Let Assumptions 12 hold and \(\{x_k\}\) be the sequence generated by Algorithm 1 with constant \(L > \max _{j \in \{1,\ldots , m\}}L(f_j)\). Then, the sequence admits cluster points, each one being L-stationary for problem (1).

Proof

First, we prove that the sequence admits limit points. By Lemma 4.1, we deduce that, for all k, \(F(x_k) \le F(x_{k - 1}) \le \cdots \le F(x_0).\) Moreover, as noted in Remark 4.1, \(x_k \in \Omega \) for all k. Thus, we have that \(x_k \in \mathcal {L}_F(F(x_0))\; \forall k.\) Since Assumption 2 holds, we conclude that the sequence \(\{x_k\}\) is bounded and it thus admits limit points.

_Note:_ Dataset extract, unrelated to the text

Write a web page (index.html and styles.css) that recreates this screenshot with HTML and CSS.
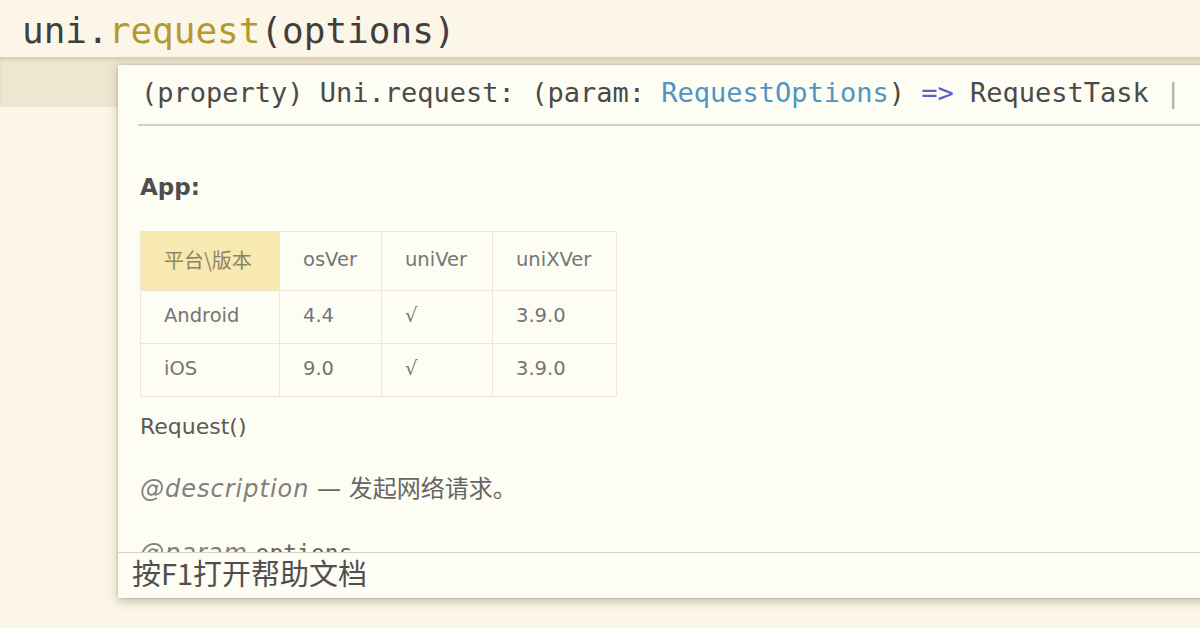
FILE: index.html
```html
<!DOCTYPE html>
<html lang="zh">
<head>
<meta charset="utf-8">
<title>uni.request</title>
<link rel="stylesheet" href="styles.css">
</head>
<body>
<div class="editor">
  <div class="code-line"><span class="id">uni.</span><span class="fn">request</span><span class="id">(options)</span></div>
  <div class="code-line current"></div>
</div>

<div class="hover">
  <div class="sig"><span>(property) Uni.request: (param: </span><span class="type">RequestOptions</span><span>) </span><span class="arrow">=&gt;</span><span> RequestTask </span><span class="bar">|</span></div>
  <div class="doc">
    <p class="app">App:</p>
    <table class="compat">
      <tr class="head"><th class="corner cjk">平台\版本</th><th>osVer</th><th>uniVer</th><th>uniXVer</th></tr>
      <tr><td>Android</td><td>4.4</td><td>√</td><td>3.9.0</td></tr>
      <tr><td>iOS</td><td>9.0</td><td>√</td><td>3.9.0</td></tr>
    </table>
    <p class="plain">Request()</p>
    <p class="desc"><em>@description</em> — <span class="cjk-lg">发起网络请求。</span></p>
    <p class="desc"><em>@param</em> <code>options</code></p>
  </div>
  <div class="foot">按F1打开帮助文档</div>
</div>
</body>
</html>
```

FILE: styles.css
```css
html, body {
  margin: 0;
  padding: 0;
}
body {
  width: 1200px;
  height: 628px;
  overflow: hidden;
  position: relative;
  background: #fbf6e7;
  font-family: "DejaVu Sans", "Noto Sans CJK SC", sans-serif;
}

.editor {
  display: flex;
  flex-direction: column;
}
.code-line {
  height: 57px;
  line-height: 62px;
  padding-left: 22px;
  font-family: "DejaVu Sans Mono", "Liberation Mono", monospace;
  font-size: 36px;
  color: #3f3f3f;
  white-space: pre;
}
.code-line .fn {
  color: #b39a30;
}
.code-line.current {
  height: 50px;
  background: #efe6d1;
  box-shadow: inset 0 3px 3px rgba(120, 100, 60, 0.18);
}

.hover {
  position: absolute;
  left: 118px;
  top: 65px;
  width: 1130px;
  height: 533px;
  background: #fefdf4;
  box-shadow: 0 3px 10px rgba(90, 80, 50, 0.35), 0 0 2px rgba(90, 80, 50, 0.3);
  display: flex;
  flex-direction: column;
}

.sig {
  flex: none;
  height: 59px;
  margin-left: 20px;
  padding-left: 3px;
  border-bottom: 2px solid #d3d0c6;
  font-family: "DejaVu Sans Mono", "Liberation Mono", monospace;
  font-size: 27px;
  line-height: 56px;
  color: #4a4a4a;
  white-space: pre;
}
.sig .type { color: #4f95c4; }
.sig .arrow { color: #5d5fc8; }
.sig .bar { color: #b5b3a6; }

.doc {
  flex: 1;
  min-height: 0;
  overflow: hidden;
  padding: 46px 22px 0 22px;
  color: #555;
}
.doc p {
  margin: 0;
  font-size: 22px;
  line-height: 30px;
  white-space: nowrap;
}
.doc .app {
  font-weight: bold;
  font-size: 23px;
  color: #4e4e4e;
  margin-bottom: 29px;
}
.compat {
  border-collapse: collapse;
  font-size: 19.5px;
  color: #757575;
}
.compat th, .compat td {
  border: 1px solid #ece6d6;
  padding: 0 22px 4px 23px;
  text-align: left;
  font-weight: normal;
  white-space: nowrap;
}
.compat tr { height: 53px; }
.compat tr.head { height: 59px; }
.compat th:nth-child(1), .compat td:nth-child(1) { width: 93px; }
.compat th:nth-child(2), .compat td:nth-child(2) { width: 56px; }
.compat th:nth-child(3), .compat td:nth-child(3) { width: 65px; }
.compat th:nth-child(4), .compat td:nth-child(4) { width: 78px; }
.compat th.corner {
  background: #f7e9b0;
  color: #8c8468;
}
.cjk { font-family: "Noto Sans CJK SC", sans-serif; font-size: 20px; }

.doc .plain {
  margin-top: 15px;
  color: #5a5a5a;
}
.doc .desc {
  margin-top: 30px;
  font-size: 24px;
  color: #666;
}
.doc .desc + .desc { margin-top: 34px; }
.doc .desc em {
  color: #808080;
  letter-spacing: 1px;
}
.doc .desc code {
  font-family: "DejaVu Sans Mono", monospace;
  font-size: 23px;
}
.cjk-lg {
  font-family: "Noto Sans CJK SC", sans-serif;
  font-size: 24px;
}

.foot {
  flex: none;
  height: 45px;
  border-top: 1px solid #d7d4ca;
  padding-left: 14px;
  font-family: "Noto Sans CJK SC", sans-serif;
  font-size: 29px;
  line-height: 38px;
  color: #4f4f4f;
}
```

Now, we denote as \(\bar{x}\) a limit point, i.e., there exists a subsequence \(K \subseteq \{0,1,\ldots \}\) such that

$$\begin{aligned} \lim _{\begin{array}{c} k \rightarrow \infty \\ k \in K \end{array}}x_k = \bar{x}. \end{aligned}$$
(14)

By Point (v) of Lemma 4.1 and Step 6, we have that \(\lim _{{k \rightarrow \infty ,k \in K}}\Vert d_k^L\Vert ^2 = 0\), and thus, \(d_k^L \rightarrow _K \textbf{0}_n\). Considering this last result and taking the limit for \(k \rightarrow \infty , k \in K\) in problem (13), by Point (iii) of Lemma 3.5, Steps 45, the continuously differentiability of F and the continuity of the maximum and norm operators, we get that

$$\begin{aligned} \theta _L(\bar{x}) = \lim _{\begin{array}{c} k \rightarrow \infty \\ k \in K \end{array}}\theta _L(x_k) = \lim _{\begin{array}{c} k \rightarrow \infty \\ k \in K \end{array}}\;\max _{j \in \{1,\ldots , m\}}\nabla f_j(x_k)^\top d_k^L + \frac{L}{2}\Vert d_k^L\Vert ^2 = 0. \end{aligned}$$

We conclude that \(\theta _L(\bar{x}) = 0\), and then, \(\bar{x}\) is L-stationary for problem (1).

\(\square \)

Remark 4.3

By Proposition 4.1 and the continuity of \(\theta _L\) (Lemma 3.5) we are guaranteed that, for any \(\varepsilon >0\), Algorithm 1 will produce a point \(x_k\) such that \(\theta _L(x_k)>-\varepsilon \) in a finite number of iterations. Thus, we can effectively employ this condition as a practical stopping criterion for the MOIHT procedure.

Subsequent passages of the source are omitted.